Selasa, 30 April 2024
Perguruan Tinggi

Gubes FK UNDIP Bicara Malnutrisi pada Orasi Purna Adi Cendekia

Gubes FK UNDIP Bicara Malnutrisi pada Orasi Purna Adi Cendekia

Salah satu Guru Besar Universitas Diponegoro (UNDIP) telah memasuki masa purna tugas. Adalah Prof. Dr. dr. Hertanto Wahyu Subagio, M.S., Sp.GK(K)., Guru Besar dari Fakultas Kedokteran dengan kepakaran Ilmu Gizi ini telah banyak menghasilkan gagasan dan penelitian untuk kemajuan UNDIP.

Menandai masa purna tugasnya, Prof. Dr. dr. Hertanto Wahyu Subagio, M.S., Sp.GK(K). berkesempatan menyampaikan pidato ilmiah yang berjudul “Malnutrisi Rumah Sakit, di Masa Lalu, Sekarang dan Masa Depan” pada Sidang Terbuka Purna Adi Cendekia, Kamis (04/04) di Gedung Prof. Soedarto, S.H., Kampus UNDIP Tembalang.

Menurut Prof Hertanto, istilah malnutrisi dipakai untuk menyebut kurang gizi yang disebabkan oleh asupan yang tidak memadai, gangguan utilisasi zat gizi dalam tubuh, atau keduanya. “Malnutrisi merupakan masalah yang sering ditemukan pada pasien yang di rawat di rumah sakit, yang berdampak serius terhadap proses penyembuhan pasien, sehingga berpotensi meningkatkan morbiditas dan mortalitas yang pada akhirnya akan meningkatkan lama rawat (Length of Stay (LOS)) dan pembiayaan (Cost),” jelas Prof Hertanto.
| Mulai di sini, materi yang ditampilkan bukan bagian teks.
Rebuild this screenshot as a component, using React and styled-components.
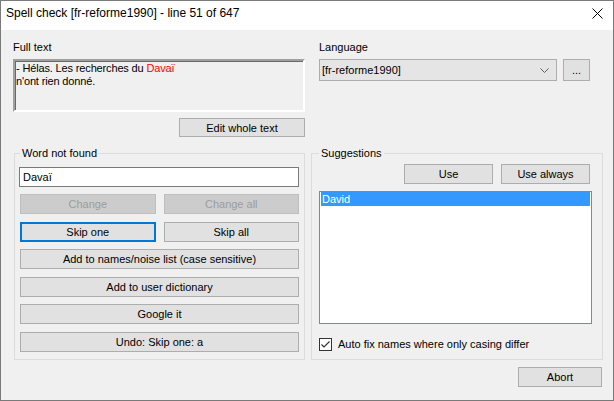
import styled, { createGlobalStyle } from "styled-components";

const GlobalStyle = createGlobalStyle`
  html, body {
    margin: 0;
    padding: 0;
    background: #f0f0f0;
  }
  body {
    font-family: "Liberation Sans", Arial, sans-serif;
    font-size: 11px;
    color: #000;
  }
`;

const Window = styled.div`
  width: 614px;
  height: 401px;
  box-sizing: border-box;
  border: 1px solid #7a7a7a;
  background: #f0f0f0;
  display: flex;
  flex-direction: column;
`;

const TitleBar = styled.div`
  height: 29px;
  flex: 0 0 29px;
  background: #fff;
  display: flex;
  align-items: flex-start;
  justify-content: space-between;
  padding: 5px 10px 0 5px;
  box-sizing: border-box;
  font-size: 12px;
  line-height: 15px;
`;

const CloseIcon = styled.svg`
  margin-top: 2px;
`;

const Body = styled.div`
  flex: 1;
  display: flex;
  flex-direction: column;
  padding: 11px 10px 0 11px;
`;

const TwoCols = styled.div`
  display: grid;
  grid-template-columns: 293px 292px;
  column-gap: 6px;
`;

const Column = styled.div`
  display: flex;
  flex-direction: column;
  padding-left: ${(p) => p.$inset || 0}px;
`;

const FieldLabel = styled.div`
  line-height: 13px;
  height: 13px;
  margin-bottom: 5px;
  padding-left: 1px;
`;

const FullText = styled.div`
  height: 53px;
  margin-left: 1px;
  box-sizing: border-box;
  border: 2px solid;
  border-color: #a0a0a0 #ffffff #ffffff #a0a0a0;
  box-shadow: inset 1px 1px 0 #696969;
  padding: 1px 1px;
  line-height: 13px;
  background: #f0f0f0;
  letter-spacing: -0.15px;
`;

const Missing = styled.span`
  color: #ff0000;
`;

const Button = styled.button`
  height: ${(p) => p.$h || 20}px;
  width: ${(p) => (p.$w ? `${p.$w}px` : "auto")};
  box-sizing: border-box;
  margin: 0;
  padding: 0;
  font-family: inherit;
  font-size: 11px;
  color: #000;
  background: #e1e1e1;
  border: 1px solid #adadad;
  border-radius: 0;
  outline: none;

  &:disabled {
    background: #cccccc;
    border-color: #bfbfbf;
    color: #9c9c9c;
  }

  ${(p) =>
    p.$focused &&
    `
    border: 2px solid #0078d7;
  `}
`;

const EditButton = styled(Button)`
  align-self: flex-end;
  margin-top: 6px;
`;

const ComboRow = styled.div`
  display: flex;
  gap: 6px;
  margin-left: 1px;
`;

const Combo = styled.div`
  width: 238px;
  height: 22px;
  box-sizing: border-box;
  border: 1px solid #adadad;
  background: #e5e5e5;
  display: flex;
  align-items: center;
  justify-content: space-between;
  padding: 0 7px 0 2px;
`;

const GroupsRow = styled(TwoCols)`
  margin-top: 9px;
`;

const Group = styled.fieldset`
  margin: 0 0 0 ${(p) => p.$shift || 0}px;
  min-width: 0;
  padding: 4px ${(p) => p.$right || 5}px 7px ${(p) => p.$left || 5}px;
  border: 1px solid #dcdcdc;
  display: flex;
  flex-direction: column;

  & > legend {
    padding: 0 2px;
    line-height: 14px;
  }
`;

const WordInput = styled.input`
  margin: 3px 0 0 -1px;
  height: 20px;
  box-sizing: border-box;
  border: 1px solid #7a7a7a;
  background: #fff;
  font-family: inherit;
  font-size: 11px;
  padding: 0 3px;
  outline: none;
`;

const ButtonStack = styled.div`
  display: flex;
  flex-direction: column;
  gap: 7.6px;
  margin-top: 7px;
`;

const PairRow = styled.div`
  display: grid;
  grid-template-columns: 1fr 1fr;
  column-gap: 8px;
`;

const UseRow = styled.div`
  display: flex;
  justify-content: flex-end;
  gap: 8px;
  padding-right: 2px;
`;

const ListBox = styled.div`
  margin-top: 7px;
  height: 133px;
  box-sizing: border-box;
  border: 1px solid #828790;
  background: #fff;
  padding: 0 1px;
`;

const ListItem = styled.div`
  line-height: 14px;
  padding-left: 1px;
  background: ${(p) => (p.$selected ? "#3399ff" : "transparent")};
  color: ${(p) => (p.$selected ? "#fff" : "#000")};
`;

const CheckRow = styled.label`
  display: flex;
  align-items: center;
  gap: 6px;
  margin-top: 14px;
  line-height: 13px;
`;

const CheckBox = styled.span`
  width: 13px;
  height: 13px;
  box-sizing: border-box;
  border: 1px solid #333;
  background: #fff;
  display: flex;
  align-items: center;
  justify-content: center;
`;

const Footer = styled.div`
  display: flex;
  justify-content: flex-end;
  margin-top: 7px;
  padding-right: 1px;
`;

export default function App() {
  return (
    <>
      <GlobalStyle />
      <Window>
        <TitleBar>
          <span>Spell check [fr-reforme1990] - line 51 of 647</span>
          <CloseIcon width="11" height="11" viewBox="0 0 11 11">
            <path d="M0.5 0.5 L10.5 10.5 M10.5 0.5 L0.5 10.5" stroke="#000" strokeWidth="1" fill="none" />
          </CloseIcon>
        </TitleBar>
        <Body>
          <TwoCols>
            <Column>
              <FieldLabel>Full text</FieldLabel>
              <FullText>
                - Hélas. Les recherches du <Missing>Davaï</Missing>
                <br />
                n'ont rien donné.
              </FullText>
              <EditButton $w={126} $h={19}>Edit whole text</EditButton>
            </Column>
            <Column $inset={7}>
              <FieldLabel>Language</FieldLabel>
              <ComboRow>
                <Combo>
                  <span>[fr-reforme1990]</span>
                  <svg width="9" height="5" viewBox="0 0 9 5">
                    <path d="M0.5 0.5 L4.5 4.5 L8.5 0.5" stroke="#606060" strokeWidth="1" fill="none" />
                  </svg>
                </Combo>
                <Button $w={27} $h={22}>...</Button>
              </ComboRow>
            </Column>
          </TwoCols>

          <GroupsRow>
            <Group $shift={2}>
              <legend>Word not found</legend>
              <WordInput defaultValue="Davaï" />
              <ButtonStack>
                <PairRow>
                  <Button disabled>Change</Button>
                  <Button disabled>Change all</Button>
                </PairRow>
                <PairRow>
                  <Button $focused>Skip one</Button>
                  <Button>Skip all</Button>
                </PairRow>
                <Button>Add to names/noise list (case sensitive)</Button>
                <Button>Add to user dictionary</Button>
                <Button>Google it</Button>
                <Button>Undo: Skip one: a</Button>
              </ButtonStack>
            </Group>
            <Group $left={7} $right={10}>
              <legend>Suggestions</legend>
              <UseRow>
                <Button $w={89}>Use</Button>
                <Button $w={89}>Use always</Button>
              </UseRow>
              <ListBox>
                <ListItem $selected>David</ListItem>
              </ListBox>
              <CheckRow>
                <CheckBox>
                  <svg width="11" height="11" viewBox="0 0 11 11">
                    <path d="M1.5 5.5 L4 8 L9.5 2.5" stroke="#333" strokeWidth="1.2" fill="none" />
                  </svg>
                </CheckBox>
                Auto fix names where only casing differ
              </CheckRow>
            </Group>
          </GroupsRow>

          <Footer>
            <Button $w={84}>Abort</Button>
          </Footer>
        </Body>
      </Window>
    </>
  );
}
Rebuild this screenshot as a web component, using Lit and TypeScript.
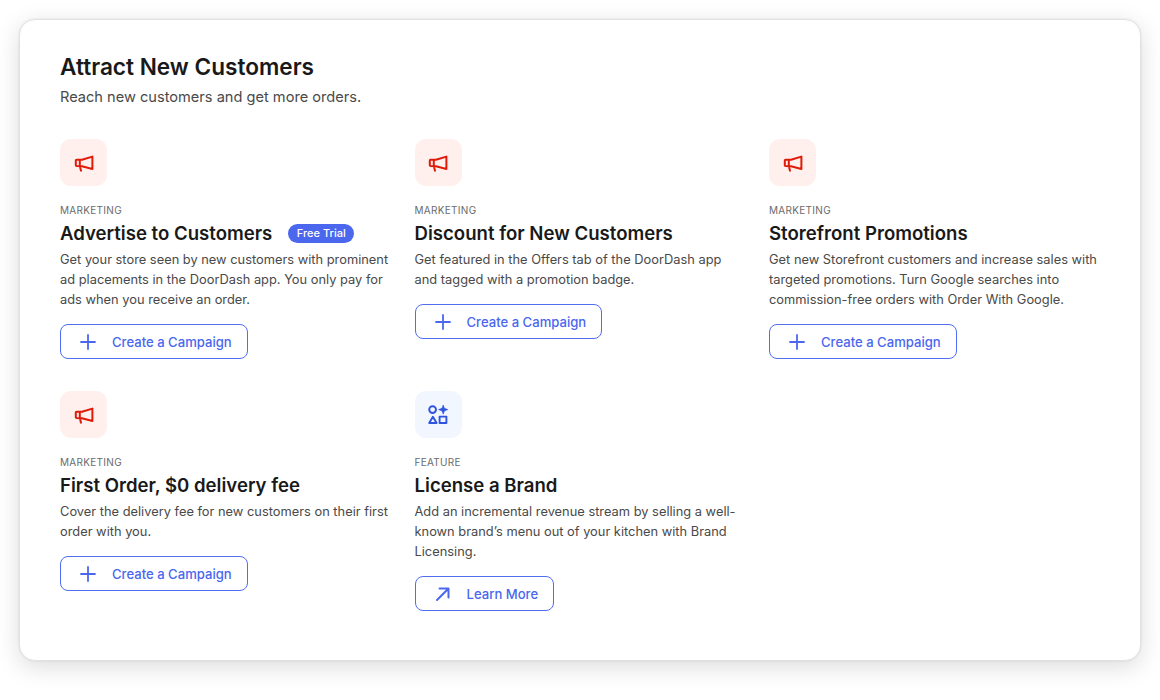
import {LitElement, html, css, svg} from 'lit';
import {customElement, property} from 'lit/decorators.js';

const megaphone = svg`<path d="M1.8 7.6 Q1.8 6.8 2.6 6.8 L8 6.8 L18.4 3.6 L18.4 16 L8 13.2 L2.6 13 Q1.8 13 1.8 12.2 Z M5.8 6.8 L5.8 13.1 L7 17.8" fill="none" stroke="currentColor" stroke-width="2" stroke-linecap="round" stroke-linejoin="round"/>`;

const shapes = svg`<g fill="none" stroke="currentColor" stroke-width="1.9" stroke-linejoin="round"><circle cx="4.6" cy="4.6" r="3.4"/><path d="M1.2 18 L4.9 11.8 L8.6 18 Z"/><rect x="11.6" y="11.6" width="6.8" height="6.4"/></g><path d="M15.2 0 L16.4 3.3 L19.8 4.6 L16.4 5.9 L15.2 9.2 L14 5.9 L10.6 4.6 L14 3.3 Z" fill="currentColor" stroke="currentColor" stroke-width="0.6" stroke-linejoin="round"/>`;

const plus = svg`<path d="M8 1v14M1 8h14" fill="none" stroke="currentColor" stroke-width="1.8" stroke-linecap="round"/>`;
const arrow = svg`<path d="M2 14 L13.5 2.5 M4.5 2.5 H13.5 V11.5" fill="none" stroke="currentColor" stroke-width="2" stroke-linecap="round" stroke-linejoin="round"/>`;

@customElement('promo-item')
export class PromoItem extends LitElement {
  @property() kind: 'marketing' | 'feature' = 'marketing';
  @property() label = 'MARKETING';
  @property() heading = '';
  @property() text = '';
  @property() badge = '';
  @property() action = 'Create a Campaign';

  override render() {
    const feature = this.kind === 'feature';
    return html`
      <div class="icon ${feature ? 'blue' : 'red'}">
        ${feature
          ? html`<svg width="20" height="20" viewBox="0 0 20 20">${shapes}</svg>`
          : html`<svg width="20" height="20" viewBox="0 0 20 20">${megaphone}</svg>`}
      </div>
      <div class="label">${this.label}</div>
      <div class="title">
        <span>${this.heading}</span>
        ${this.badge ? html`<span class="badge">${this.badge}</span>` : ''}
      </div>
      <p>${this.text}</p>
      <button>
        <svg width="16" height="16" viewBox="0 0 16 16">${feature ? arrow : plus}</svg>
        <span>${this.action}</span>
      </button>
    `;
  }

  static override styles = css`
    :host {
      display: block;
    }

    .icon {
      width: 47px;
      height: 47px;
      border-radius: 11px;
      display: flex;
      align-items: center;
      justify-content: center;
    }

    .red {
      background: #fff0ed;
      color: #e01a08;
    }

    .blue {
      background: #f2f6fe;
      color: #2f55e0;
    }

    .label {
      margin-top: 17px;
      font-size: 10px;
      line-height: 14px;
      letter-spacing: 0.3px;
      color: #6b6b6b;
    }

    .title {
      margin-top: 2px;
      display: flex;
      align-items: center;
      gap: 16px;
      font-size: 18.6px;
      line-height: 28px;
      font-weight: 600;
      color: #191919;
    }

    .badge {
      height: 19px;
      padding: 0 8.5px;
      border-radius: 10px;
      background: #4a67ee;
      color: #fff;
      font-size: 11px;
      line-height: 19px;
      font-weight: 500;
    }

    p {
      margin: 3px 0 0;
      font-size: 12.85px;
      line-height: 20px;
      color: #494949;
    }

    button {
      margin-top: 14px;
      height: 35px;
      padding: 0 15px 0 19px;
      display: flex;
      align-items: center;
      gap: 16px;
      background: #fff;
      border: 1px solid #4f6ef0;
      border-radius: 8px;
      color: #4a67ee;
      font: inherit;
      font-size: 13.1px;
      font-weight: 500;
    }
  `;
}

@customElement('app-root')
export class AppRoot extends LitElement {
  override render() {
    return html`
      <section class="card">
        <h1>Attract New Customers</h1>
        <div class="sub">Reach new customers and get more orders.</div>
        <div class="grid">
          <promo-item
            heading="Advertise to Customers"
            badge="Free Trial"
            text="Get your store seen by new customers with prominent ad placements in the DoorDash app. You only pay for ads when you receive an order."
          ></promo-item>
          <promo-item
            heading="Discount for New Customers"
            text="Get featured in the Offers tab of the DoorDash app and tagged with a promotion badge."
          ></promo-item>
          <promo-item
            heading="Storefront Promotions"
            text="Get new Storefront customers and increase sales with targeted promotions. Turn Google searches into commission-free orders with Order With Google."
          ></promo-item>
          <promo-item
            heading="First Order, $0 delivery fee"
            text="Cover the delivery fee for new customers on their first order with you."
          ></promo-item>
          <promo-item
            kind="feature"
            label="FEATURE"
            heading="License a Brand"
            action="Learn More"
            text="Add an incremental revenue stream by selling a well-known brand’s menu out of your kitchen with Brand Licensing."
          ></promo-item>
        </div>
      </section>
    `;
  }

  static override styles = css`
    :host {
      display: block;
      width: 1160px;
      height: 700px;
      box-sizing: border-box;
      padding: 19px;
      background: #fff;
      font-family: Inter, 'Liberation Sans', sans-serif;
    }

    .card {
      box-sizing: border-box;
      height: 642px;
      width: 1122px;
      padding: 32px 40px 0 40px;
      background: #fff;
      border: 1px solid #e2e2e2;
      border-radius: 16px;
      box-shadow: 0 0 0 1px rgba(0, 0, 0, 0.03), 0 6px 24px rgba(0, 0, 0, 0.14);
    }

    h1 {
      margin: 0;
      font-size: 22.6px;
      line-height: 30px;
      font-weight: 600;
      color: #191919;
    }

    .sub {
      margin-top: 5px;
      font-size: 14.6px;
      line-height: 20px;
      color: #494949;
    }

    .grid {
      margin-top: 32px;
      display: grid;
      grid-template-columns: repeat(3, 331px);
      column-gap: 23.5px;
      row-gap: 32px;
    }
  `;
}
Malnutrisi dapat terjadi pada pasien yang baru masuk rumah sakit dan prevalensi serta keparahan biasanya bertambah selama masa perawatan di rumah sakit. Malnutrisi yang terjadi ditandai dengan penurunan berat badan, muscle wasting dan kehilangan lemak subkutan (loss of subcutaneus fat).

Wakil Rektor I UNDIP Periode 2011-2015 ini mengungkapkan bahwa kasus Malnutrisi di rumah sakit perlu diperhatikan, khususnya tenaga medis, karena dampaknya akan merugikan pasien dan juga rumah sakit.

“Sebuah penelitian terhadap pasien dewasa yang dirawat inap lebih dari 7 hari menemukan bahwa pasien yang masuk ke rumah sakit dalam keadaan malnutrisi dan mengalami penurunan status gizi saat dirawat, memiliki masa rawat yang lebih lama (kurang lebih 4 hari) daripada pasien yang masuk dan pulang dengan gizi baik. Selain masa rawat, pasien malnutrisi lebih rentan mengalami komplikasi selama masa rawat inap daripada pasien yang masih gizi baik, dan berarti biaya perawatan yang lebih tinggi,” jelasnya.

Untuk menangani permasalahan malnutrisi di rumah sakit ada strategi yang disebut dengan Medical Nutrition Therapy (MNT). Langkah-langkah strategi Medical Nutrition Therapy (MNT) dimulai dengan Screening, Assessment, Diagnosis, Therapy dan Monitoring.

Manajemen rumah sakit juga perlu menyadari betapa pentingnya strategi MNT karena dapat menurunkan lama rawat (Length of Stay (LOS)) dan pembiayaan (Cost). Selain itu, keterbatasan sumber daya manusia yang memiliki kompetensi dan kewenangan dalam Ilmu Gizi Klinik, ikut berkontribusi dalam penyelenggaraan MNT.

“Keterbatasan sumber daya dalam assessment, diagnosis, terapi dan monitoring dirasakan mengganggu keberhasilan pelayananan masalah gizi pasien. Sering keterbatasan ini terjadi karena kesalahan dalam menentukan prioritas.” ungkap Prof Hertanto.

Masalah dalam manajemen semestinya dapat diselesaikan dengan pendekatan lintas sektoral yang melibatkan pemangku kepentingan, rumah sakit, asuransi kesehatan dan pihak-pihak terkait. Kekurangan sumber daya manusia bisa diatasi dengan penambahan jumlah Dokter Spesialis Gizi Klinik (DSpGK). Saat ini jumlah lulusan Dokter Spesialis Gizi Klinik (DSpGK) di Indonesia masih sekitar 430 orang dan perguruan tinggi penghasil lulusan tersebut baru tiga, yakni Unhas, UI dan UNDIP.